[Records from a data source]
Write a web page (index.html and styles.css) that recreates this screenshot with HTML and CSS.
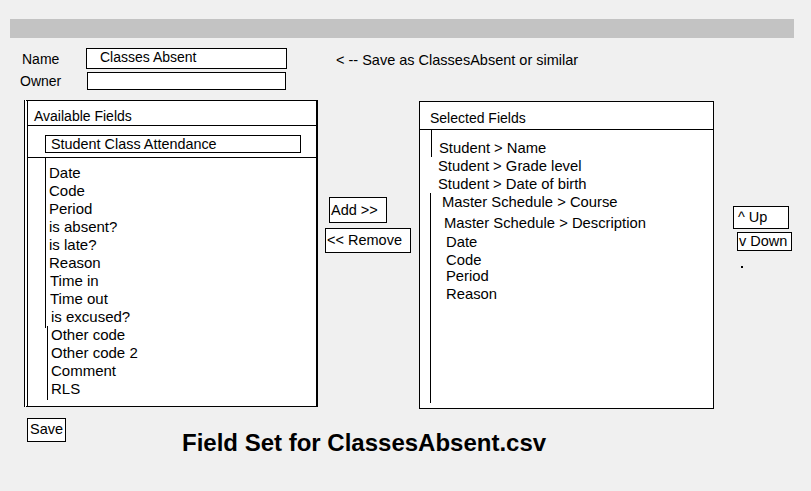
FILE: index.html
```html
<!DOCTYPE html>
<html>
<head>
<meta charset="utf-8">
<title>Field Set</title>
<link rel="stylesheet" href="styles.css">
</head>
<body>
<div class="bar"></div>

<div class="meta">
  <div class="row row-name">
    <span class="label label-name">Name</span>
    <div class="input input-name">Classes Absent</div>
    <span class="hint">&lt; -- Save as ClassesAbsent or similar</span>
  </div>
  <div class="row row-owner">
    <span class="label label-owner">Owner</span>
    <div class="input input-owner"></div>
  </div>
</div>

<div class="main">
  <div class="panel avail">
    <div class="avail-head">Available Fields</div>
    <div class="avail-select">
      <div class="dropdown">Student Class Attendance</div>
    </div>
    <div class="avail-list">
      <div class="grp grp-a">
        <div class="item">Date</div>
        <div class="item">Code</div>
        <div class="item">Period</div>
        <div class="item">is absent?</div>
        <div class="item">is late?</div>
        <div class="item">Reason</div>
        <div class="item s1">Time in</div>
        <div class="item s1">Time out</div>
        <div class="item s2">is excused?</div>
      </div>
      <div class="grp grp-b">
        <div class="item">Other code</div>
        <div class="item">Other code 2</div>
        <div class="item">Comment</div>
        <div class="item">RLS</div>
      </div>
    </div>
  </div>

  <div class="mid">
    <div class="btn btn-add">Add &gt;&gt;</div>
    <div class="btn btn-remove">&lt;&lt; Remove</div>
  </div>

  <div class="panel sel">
    <div class="sel-head">Selected Fields</div>
    <div class="sel-list">
      <div class="sitem first">Student &gt; Name</div>
      <div class="sitem stu">Student &gt; Grade level</div>
      <div class="sitem stu">Student &gt; Date of birth</div>
      <div class="sgrp">
        <div class="sitem course">Master Schedule &gt; Course</div>
        <div class="sitem desc">Master Schedule &gt; Description</div>
        <div class="sitem fld date">Date</div>
        <div class="sitem fld">Code</div>
        <div class="sitem fld period">Period</div>
        <div class="sitem fld">Reason</div>
      </div>
    </div>
  </div>

  <div class="order">
    <div class="btn btn-up">^ Up</div>
    <div class="btn btn-down">v Down</div>
    <div class="dot"></div>
  </div>
</div>

<div class="bottom">
  <div class="btn btn-save">Save</div>
  <h1 class="title">Field Set for ClassesAbsent.csv</h1>
</div>
</body>
</html>
```

FILE: styles.css
```css
* { box-sizing: border-box; }

html, body {
  margin: 0;
  padding: 0;
  background: #f0f0f0;
}

body {
  font-family: "Liberation Sans", Arial, sans-serif;
  font-size: 14px;
  color: #000;
  width: 811px;
  height: 491px;
  overflow: hidden;
}

.bar {
  margin: 19px 17px 0 10px;
  height: 19px;
  background: #c3c3c3;
}

/* name / owner */
.meta {
  margin-top: 10px;
  display: flex;
  flex-direction: column;
  gap: 3px;
}

.row {
  display: flex;
  align-items: center;
}

.label-name { margin-left: 22px; width: 64px; }
.label-owner { margin-left: 20px; width: 67px; }

.input {
  background: #fff;
  border: 1px solid #000;
}

.input-name {
  width: 201px;
  height: 21px;
  line-height: 17px;
  padding-left: 13px;
}

.input-owner {
  width: 199px;
  height: 18px;
}

.hint {
  margin-left: 49px;
  padding-top: 2px;
  font-size: 14.5px;
}

/* main area */
.main {
  margin-top: 10px;
  display: flex;
  align-items: flex-start;
}

.panel {
  background: #fff;
  display: flex;
  flex-direction: column;
}

.avail {
  margin-left: 24px;
  width: 294px;
  height: 307px;
  border-top: 1px solid #000;
  border-bottom: 1px solid #000;
  border-left: 4px double #000;
  border-right: 2px solid #000;
}

.avail-head {
  height: 25px;
  padding: 5px 0 0 6px;
  line-height: 20px;
  border-bottom: 1px solid #000;
}

.avail-select {
  height: 32px;
  padding: 9px 0 0 17px;
  border-bottom: 1px solid #000;
}

.dropdown {
  width: 256px;
  height: 18px;
  border: 1px solid #000;
  padding-left: 5px;
  line-height: 16px;
  font-size: 14.4px;
}

.avail-list {
  padding-left: 17px;
  font-size: 15px;
}

.grp { border-left: 1px solid #000; }
.grp-a { padding-top: 6px; padding-bottom: 2px; }
.grp-b { margin-left: 2px; margin-top: -2px; padding-bottom: 2px; }

.item {
  line-height: 18px;
  padding-left: 3px;
  white-space: nowrap;
}

.item.s1 { padding-left: 4px; }
.item.s2 { padding-left: 5px; }
.grp-b .item { padding-left: 3px; }

/* add / remove */
.mid {
  margin-left: 7px;
  width: 85px;
  display: flex;
  flex-direction: column;
  align-items: flex-start;
}

.btn {
  background: #fff;
  border: 1px solid #000;
  white-space: nowrap;
}

.btn-add {
  margin: 97px 0 0 4px;
  width: 58px;
  height: 26px;
  line-height: 24px;
  padding-left: 1px;
  font-size: 14.5px;
}

.btn-remove {
  margin-top: 5px;
  width: 86px;
  height: 25px;
  line-height: 23px;
  padding-left: 1px;
  font-size: 14.5px;
}

/* selected */
.sel {
  margin-left: 9px;
  margin-top: 1px;
  width: 295px;
  height: 308px;
  border: 1px solid #000;
}

.sel-head {
  height: 28px;
  padding: 6px 0 0 10px;
  line-height: 20px;
  border-bottom: 1px solid #000;
}

.sel-list {
  font-size: 14.8px;
}

.sitem {
  line-height: 18px;
  white-space: nowrap;
}

.sitem.first {
  margin-left: 11px;
  border-left: 1px solid #000;
  padding: 9px 0 0 7px;
  height: 27px;
}

.sitem.stu { margin-left: 18px; }

.sgrp {
  margin-left: 10px;
  margin-top: 0;
  border-left: 1px solid #000;
  padding-bottom: 100px;
}

.sitem.course { padding-left: 11px; }
.sitem.desc { padding-left: 13px; margin-top: 3px; }
.sitem.fld { padding-left: 15px; }
.sitem.date { margin-top: 1px; }
.sitem.period { margin-top: -2px; }

/* up / down */
.order {
  margin-left: 19px;
  display: flex;
  flex-direction: column;
  align-items: flex-start;
}

.btn-up {
  margin-top: 106px;
  width: 56px;
  height: 23px;
  line-height: 21px;
  padding-left: 4px;
  font-size: 14.5px;
}

.btn-down {
  margin: 3px 0 0 4px;
  width: 55px;
  height: 19px;
  line-height: 17px;
  padding-left: 1px;
  font-size: 14.5px;
}

.dot {
  margin: 15px 0 0 8px;
  width: 2px;
  height: 2px;
  background: #000;
}

/* bottom */
.bottom {
  margin-top: 9px;
  display: flex;
  align-items: flex-start;
}

.btn-save {
  margin-left: 27px;
  width: 39px;
  height: 24px;
  line-height: 21px;
  padding-left: 2px;
  font-size: 14.5px;
}

.title {
  margin: 11px 0 0 116px;
  font-family: "Liberation Sans", Arial, sans-serif;
  font-weight: bold;
  font-size: 24px;
  line-height: 28px;
  white-space: nowrap;
}
```
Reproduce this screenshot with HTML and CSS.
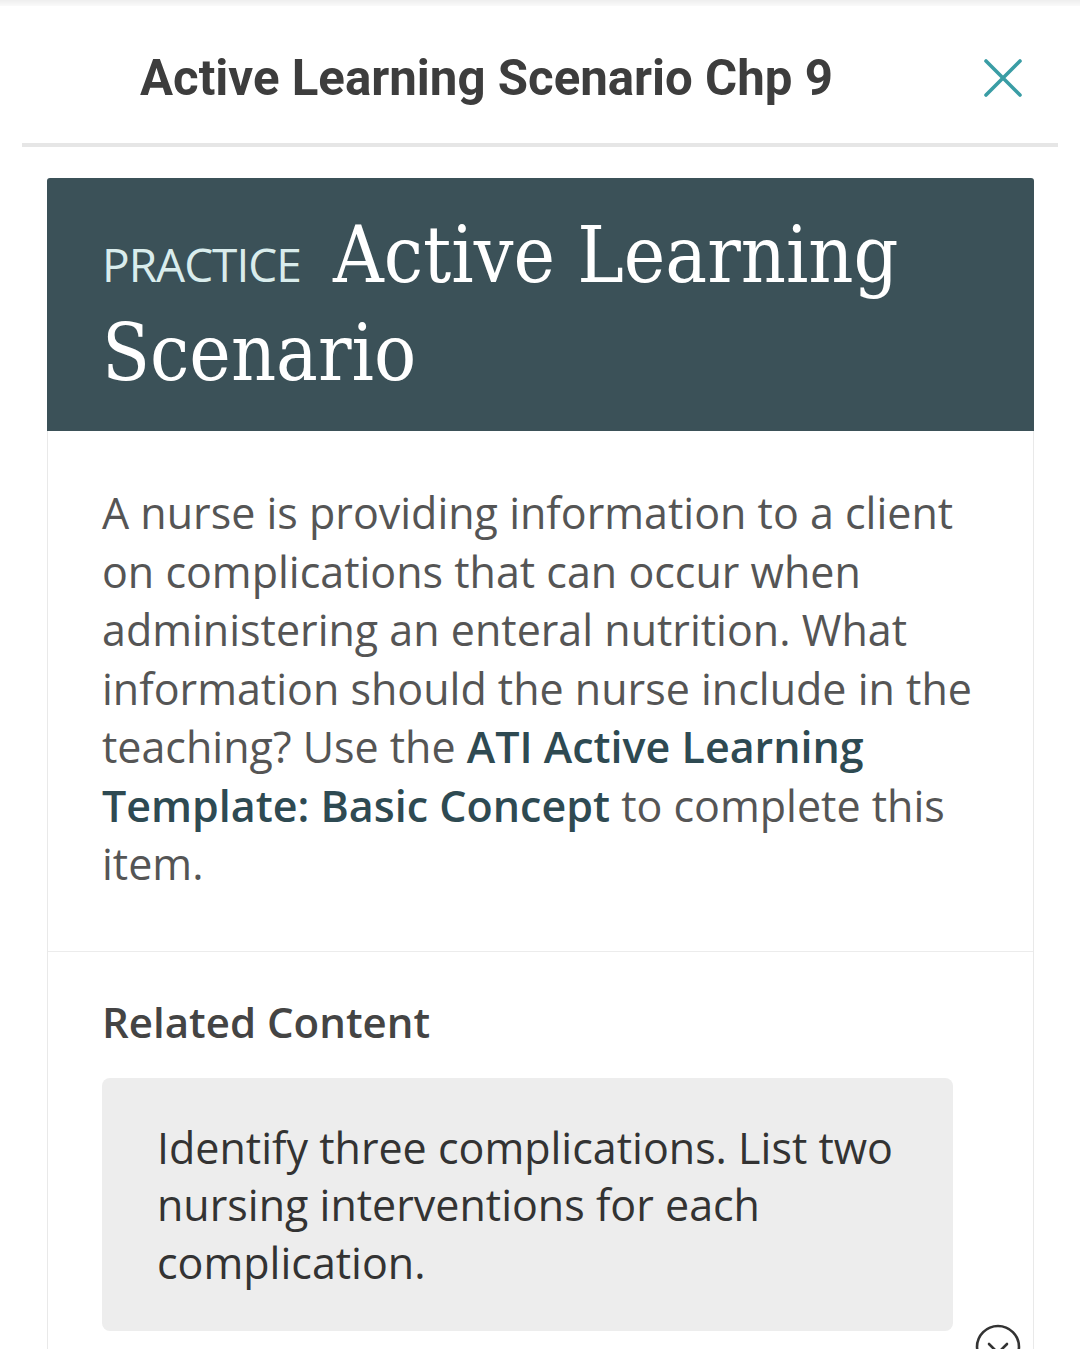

_WHAT TO WORK ON_
Identify lines with the string "screenshot". Copy each one.

_SOLUTION FOR THIS PROBLEM_
Write a web page (index.html and styles.css) that recreates this screenshot with HTML and CSS.
Reproduce this screenshot with HTML and CSS.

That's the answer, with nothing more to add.